__Problem__.
Identify each line holding the string "this" and copy it.

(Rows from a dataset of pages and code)
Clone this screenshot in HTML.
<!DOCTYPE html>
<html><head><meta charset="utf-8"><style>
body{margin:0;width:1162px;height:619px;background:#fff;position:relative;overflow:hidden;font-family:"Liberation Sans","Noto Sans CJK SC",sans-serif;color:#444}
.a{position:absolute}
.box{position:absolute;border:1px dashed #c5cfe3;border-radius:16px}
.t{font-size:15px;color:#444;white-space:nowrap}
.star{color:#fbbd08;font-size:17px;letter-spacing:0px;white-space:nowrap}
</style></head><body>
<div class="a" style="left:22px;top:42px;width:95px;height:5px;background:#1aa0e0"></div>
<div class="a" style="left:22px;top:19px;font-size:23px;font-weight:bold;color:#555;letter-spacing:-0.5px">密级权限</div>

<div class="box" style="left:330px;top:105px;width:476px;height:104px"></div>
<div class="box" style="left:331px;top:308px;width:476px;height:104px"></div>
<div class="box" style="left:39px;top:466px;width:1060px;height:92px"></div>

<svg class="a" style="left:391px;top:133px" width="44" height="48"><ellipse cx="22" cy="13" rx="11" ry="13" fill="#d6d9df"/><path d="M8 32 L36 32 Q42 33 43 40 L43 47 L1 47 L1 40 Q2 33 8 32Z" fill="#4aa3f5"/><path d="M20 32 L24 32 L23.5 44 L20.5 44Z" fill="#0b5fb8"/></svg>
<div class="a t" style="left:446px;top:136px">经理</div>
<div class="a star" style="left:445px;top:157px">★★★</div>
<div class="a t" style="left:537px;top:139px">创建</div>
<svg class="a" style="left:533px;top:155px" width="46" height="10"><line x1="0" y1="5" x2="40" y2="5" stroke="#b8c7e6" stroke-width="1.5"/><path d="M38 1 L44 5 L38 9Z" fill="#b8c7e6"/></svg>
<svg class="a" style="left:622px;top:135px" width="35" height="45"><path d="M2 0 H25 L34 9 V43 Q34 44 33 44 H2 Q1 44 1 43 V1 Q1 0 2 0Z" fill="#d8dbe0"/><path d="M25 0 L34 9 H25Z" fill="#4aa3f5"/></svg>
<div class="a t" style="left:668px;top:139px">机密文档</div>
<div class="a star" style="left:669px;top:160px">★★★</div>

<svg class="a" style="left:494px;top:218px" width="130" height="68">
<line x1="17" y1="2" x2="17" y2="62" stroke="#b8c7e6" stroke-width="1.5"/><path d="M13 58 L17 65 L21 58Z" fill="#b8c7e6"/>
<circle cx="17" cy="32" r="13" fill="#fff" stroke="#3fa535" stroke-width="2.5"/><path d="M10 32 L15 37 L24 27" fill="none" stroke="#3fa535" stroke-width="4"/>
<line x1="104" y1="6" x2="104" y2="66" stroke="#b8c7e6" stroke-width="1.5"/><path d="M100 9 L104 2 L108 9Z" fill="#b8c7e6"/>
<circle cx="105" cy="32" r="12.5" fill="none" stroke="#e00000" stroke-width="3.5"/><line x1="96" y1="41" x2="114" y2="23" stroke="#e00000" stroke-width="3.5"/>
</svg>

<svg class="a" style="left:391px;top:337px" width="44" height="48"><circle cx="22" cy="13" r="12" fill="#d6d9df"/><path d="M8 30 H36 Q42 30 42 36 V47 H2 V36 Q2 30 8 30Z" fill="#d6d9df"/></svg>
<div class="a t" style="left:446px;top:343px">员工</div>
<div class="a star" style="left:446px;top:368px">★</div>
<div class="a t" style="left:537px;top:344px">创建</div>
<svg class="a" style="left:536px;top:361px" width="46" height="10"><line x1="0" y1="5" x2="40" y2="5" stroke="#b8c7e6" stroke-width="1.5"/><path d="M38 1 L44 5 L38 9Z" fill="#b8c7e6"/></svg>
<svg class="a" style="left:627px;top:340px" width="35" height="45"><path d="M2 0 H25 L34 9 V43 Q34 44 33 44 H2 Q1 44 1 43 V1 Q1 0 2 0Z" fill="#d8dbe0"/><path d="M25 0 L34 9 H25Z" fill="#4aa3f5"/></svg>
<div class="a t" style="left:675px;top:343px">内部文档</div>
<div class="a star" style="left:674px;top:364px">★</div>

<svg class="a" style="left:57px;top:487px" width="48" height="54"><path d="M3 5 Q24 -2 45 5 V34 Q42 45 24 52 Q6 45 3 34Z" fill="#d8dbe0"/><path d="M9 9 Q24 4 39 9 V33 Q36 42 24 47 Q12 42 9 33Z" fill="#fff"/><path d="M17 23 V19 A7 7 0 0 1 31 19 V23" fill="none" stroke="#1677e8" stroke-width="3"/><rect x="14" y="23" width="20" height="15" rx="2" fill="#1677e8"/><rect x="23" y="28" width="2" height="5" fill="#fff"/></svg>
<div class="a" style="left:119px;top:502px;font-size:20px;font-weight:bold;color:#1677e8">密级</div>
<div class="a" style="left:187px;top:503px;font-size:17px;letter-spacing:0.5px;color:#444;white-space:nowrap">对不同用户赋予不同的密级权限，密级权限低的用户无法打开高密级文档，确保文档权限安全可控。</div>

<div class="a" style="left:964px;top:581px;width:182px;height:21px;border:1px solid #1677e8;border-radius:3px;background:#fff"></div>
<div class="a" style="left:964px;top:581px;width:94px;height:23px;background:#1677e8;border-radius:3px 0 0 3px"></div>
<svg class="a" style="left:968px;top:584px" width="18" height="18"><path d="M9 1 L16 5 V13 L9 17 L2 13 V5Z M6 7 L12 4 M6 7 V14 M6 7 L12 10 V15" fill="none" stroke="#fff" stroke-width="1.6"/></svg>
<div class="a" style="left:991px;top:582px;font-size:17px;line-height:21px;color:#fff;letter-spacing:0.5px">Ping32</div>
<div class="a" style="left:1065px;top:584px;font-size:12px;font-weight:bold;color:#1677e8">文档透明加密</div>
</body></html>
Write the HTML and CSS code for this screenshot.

__Expected output__.
Clone this screenshot in HTML.
Write the HTML and CSS code for this screenshot.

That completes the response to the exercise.